In remote-via-satellite live television for news reports, lip-sync is always an issue for audio techs to be concerned with. Even if everything is OK, lip-sync is still checked. Almost without fail, a correspondent and crew will have no special test signal for lip-sync. The audio tech adjusts based on the correspondent’s speech while viewing the image. If things appear especially difficult to judge due to loud background noise or other circumstance, the audio tech might ask an on-camera person to do individual hand claps a couple seconds apart for half a minute. If you like to take things to an extreme, read on, otherwise skip to the end.
If you’re really concerned about it, and you have a video camera, record a bit of yourself clapping and play that back. Don’t hide the part of your hands that meet from the camera by curling you fingers. You should hear the sound of the clap at the same moment as the hands meet. Another good diagnostic tool in this amateur analysis is a clock with a once-per-second ticking forward second hand. Does a direct recording of the ticking clock play back with the hand movement and the ticking sound in unison?
If you want an even more critical adjustment, and you have the means to play back video with sound in slow motion, record a view of your video monitor playing back an event with a definite sound-to-image link. Play back your recorded video in slow motion or one frame at a time to determine if the sound hits in the same video frame as the visual event.
As to a choice of material for your test, an explosion in a movie may not be the best choice. Sometimes, for theatrical effect, there will be anticipatory sound before the visual event or the sound will be delayed as in reality, where you see a sound causing event in the distance before the sound arrives. Also, in a ‘ka-boom’ sound, the ‘ka’ portion may not move the woofer much on its own and the ‘boom’ portion may occur a frame or two after the visual event begins. You have to know that the source you use in the test has both the visual and aural event in the same frame, as in speech or a near-camera hand clap.
If you can’t hear sound when you play back in slow or still-frame mode, there is another thing to try, but a bit more involved and in need of carefulness. Depending on the way you do this, it may be just as often misleading as accurate. If you can place a loudspeaker with the grill off at almost, but not quite, a 90º angle to the viewing screen, then video record a visual event that happens on the screen while at the same time having the speaker cone in sharp focus. Adjust the playback volume so that the speaker cone moves obviously when the on-screen even occurs. (Don’t harm you speakers doing this!) When you play back your recording in still frame mode, the cone should start to move in the same frame as the visual event is first seen. If you don’t see the earliest of the cone movement in the first frame of the visual event, you may see larger cone movement in the frame or two afterward. If the cone moves too soon, you need more audio delay.

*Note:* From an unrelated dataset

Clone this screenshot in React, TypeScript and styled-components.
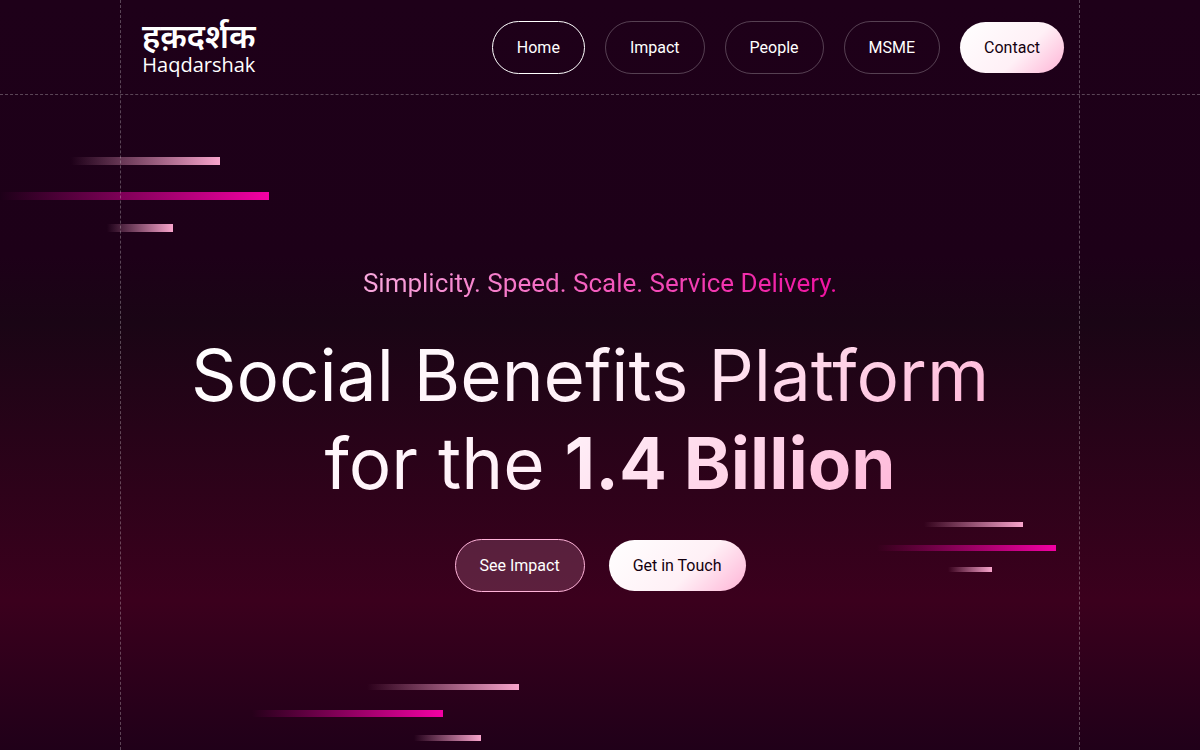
import React, { useId } from "react";
import styled, { createGlobalStyle, css } from "styled-components";

const GlobalStyle = createGlobalStyle`
  *, *::before, *::after { box-sizing: border-box; }
  body { margin: 0; background: #1d0018; }
`;

const Page = styled.div`
  position: relative;
  display: flex;
  flex-direction: column;
  min-height: 100vh;
  overflow: hidden;
  color: #fff;
  font-family: Roboto, "Liberation Sans", sans-serif;
  background: linear-gradient(180deg, #1e0019 0%, #1d0018 34%, #1a0515 43%, #3b001d 80%, #200019 100%);
`;

const Header = styled.header`
  border-bottom: 1px dashed rgba(255, 255, 255, 0.27);
`;

const HeaderInner = styled.div`
  display: flex;
  align-items: center;
  justify-content: space-between;
  width: 80%;
  height: 94px;
  margin: 0 auto;
  padding: 0 16px 0 22px;
`;

const Logo = styled.a`
  display: flex;
  flex-direction: column;
  align-items: center;
  color: #fff;
  text-decoration: none;
  font-family: "Noto Sans", "Noto Sans Devanagari", "Open Sans", sans-serif;
`;

const LogoHindi = styled.span`
  font-size: 33px;
  font-weight: 600;
  line-height: 36px;
`;

const LogoLatin = styled.span`
  font-family: "Open Sans", "Noto Sans", sans-serif;
  font-size: 20px;
  font-weight: 400;
  line-height: 22px;
`;

const Nav = styled.nav`
  display: flex;
  align-items: center;
  gap: 20px;
`;

type Variant = "outline" | "active" | "tinted" | "solid";

const variants = {
  outline: css`
    border: 1px solid rgba(255, 255, 255, 0.25);
  `,
  active: css`
    border: 1px solid #fff;
  `,
  tinted: css`
    border: 1px solid #ffb3d9;
    background: rgba(255, 179, 217, 0.18);
  `,
  solid: css`
    color: #14000f;
    background: linear-gradient(135deg, #fff 0%, #fff0f6 60%, #ffb3d6 100%);
  `,
};

const PillLink = styled.a<{ $variant: Variant }>`
  padding: 16px 24px;
  border-radius: 32px;
  color: #fff;
  font-size: 16px;
  line-height: 19px;
  text-decoration: none;
  white-space: nowrap;
  ${({ $variant }) => variants[$variant]}
`;

const Hero = styled.main`
  display: flex;
  flex: 1;
  flex-direction: column;
  align-items: center;
  padding: 172px 16px 64px;
  text-align: center;
`;

const Tagline = styled.p`
  margin: 0;
  font-size: 26px;
  line-height: 32px;
  color: transparent;
  background: linear-gradient(90deg, #f8a8dc 0%, #f010a0 100%);
  background-clip: text;
`;

const Headline = styled.h1`
  margin: 32px 0 0;
  font-family: Inter, "Liberation Sans", sans-serif;
  font-size: 71px;
  font-weight: 400;
  line-height: 88px;
  color: transparent;
  background: linear-gradient(135deg, #fff 0%, #fff0f8 48%, #ffb3d6 92%);
  background-clip: text;
`;

const Actions = styled.div`
  display: flex;
  align-items: center;
  gap: 24px;
  margin-top: 32px;
`;

const Guides = styled.div`
  position: absolute;
  inset: 0 10%;
  border: dashed rgba(255, 255, 255, 0.27);
  border-width: 0 1px;
  pointer-events: none;
`;

const StreakArt = styled.svg<{ $place: "topLeft" | "right" | "bottom" }>`
  position: absolute;
  pointer-events: none;
  ${({ $place }) =>
    ({
      topLeft: css`top: 157px; left: 0;`,
      right: css`top: 522px; right: 12%;`,
      bottom: css`top: 684px; left: 21%;`,
    })[$place]}
`;

type Bar = { x: number; y: number; w: number; h: number; hot?: boolean };

function Streaks({ place, width, height, bars }: {
  place: "topLeft" | "right" | "bottom";
  width: number;
  height: number;
  bars: Bar[];
}) {
  const id = useId();
  return (
    <StreakArt $place={place} width={width} height={height} viewBox={`0 0 ${width} ${height}`} aria-hidden="true">
      <defs>
        <linearGradient id={`${id}soft`}>
          <stop offset="0" stopColor="#f8a4cc" stopOpacity="0" />
          <stop offset="1" stopColor="#f8a4cc" />
        </linearGradient>
        <linearGradient id={`${id}hot`}>
          <stop offset="0" stopColor="#f400a4" stopOpacity="0" />
          <stop offset="1" stopColor="#f400a4" />
        </linearGradient>
      </defs>
      {bars.map((b) => (
        <rect key={b.y} x={b.x} y={b.y} width={b.w} height={b.h} fill={`url(#${id}${b.hot ? "hot" : "soft"})`} />
      ))}
    </StreakArt>
  );
}

const navItems: { label: string; variant: Variant }[] = [
  { label: "Home", variant: "active" },
  { label: "Impact", variant: "outline" },
  { label: "People", variant: "outline" },
  { label: "MSME", variant: "outline" },
  { label: "Contact", variant: "solid" },
];

export default function App() {
  return (
    <>
      <GlobalStyle />
      <Page>
        <Streaks place="topLeft" width={269} height={75} bars={[
          { x: 71, y: 0, w: 149, h: 8 },
          { x: 0, y: 35, w: 269, h: 8, hot: true },
          { x: 107, y: 67, w: 66, h: 8 },
        ]} />
        <Streaks place="right" width={179} height={50} bars={[
          { x: 47, y: 0, w: 99, h: 5 },
          { x: 0, y: 23, w: 179, h: 6, hot: true },
          { x: 71, y: 45, w: 44, h: 5 },
        ]} />
        <Streaks place="bottom" width={267} height={57} bars={[
          { x: 115, y: 0, w: 152, h: 6 },
          { x: 0, y: 26, w: 191, h: 7, hot: true },
          { x: 162, y: 51, w: 67, h: 6 },
        ]} />
        <Guides />
        <Header>
          <HeaderInner>
            <Logo href="#">
              <LogoHindi lang="hi">हक़दर्शक</LogoHindi>
              <LogoLatin>Haqdarshak</LogoLatin>
            </Logo>
            <Nav>
              {navItems.map((item) => (
                <PillLink key={item.label} href="#" $variant={item.variant}>{item.label}</PillLink>
              ))}
            </Nav>
          </HeaderInner>
        </Header>
        <Hero>
          <Tagline>Simplicity. Speed. Scale. Service Delivery.</Tagline>
          <Headline>
            Social Benefits Platform&nbsp;
            <br />
            &nbsp;for the <strong>1.4 Billion</strong>
          </Headline>
          <Actions>
            <PillLink href="#" $variant="tinted">See Impact</PillLink>
            <PillLink href="#" $variant="solid">Get in Touch</PillLink>
          </Actions>
        </Hero>
      </Page>
    </>
  );
}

Is this even necessary? Maybe the monitor introduces no noticeable video delay that would require a complimentary audio delay. Back to the video camera as a diagnostic tool: place the camera so that both you and your monitor are in view. Take the output of the camera and send it to the monitor – there will be visual feedback so keep the monitor at the far left or right of the camera’s view with only half the monitor being seen by the camera. You stand at the other edge of the camera's view and move your arm up and down. As seen on the monitor, does your arm move up and down in unison with reality, or is there a delay? If there is a delay, the faster you move your arm, the more pronounced the demonstration of delay. If you can later play back your recording in still-frame mode, how many frames after your arm reaches a certain point does the image in the monitor reach the same position? If you’re going to try calculating the time delay, NTSC video has 59.94 interlaced fields for a total of 29.97 frames per second.
All-in-all the simple do-the-lips-match method is all the pros have time to do for live events. In an editing situation there is the jog-the-footage check, but more often than not home equipment doesn’t give the consumer that option. Unless you are really bothered or you are in the mood to experiment, simple is best – ignore my verbose ramblings and go with what PodBoy said.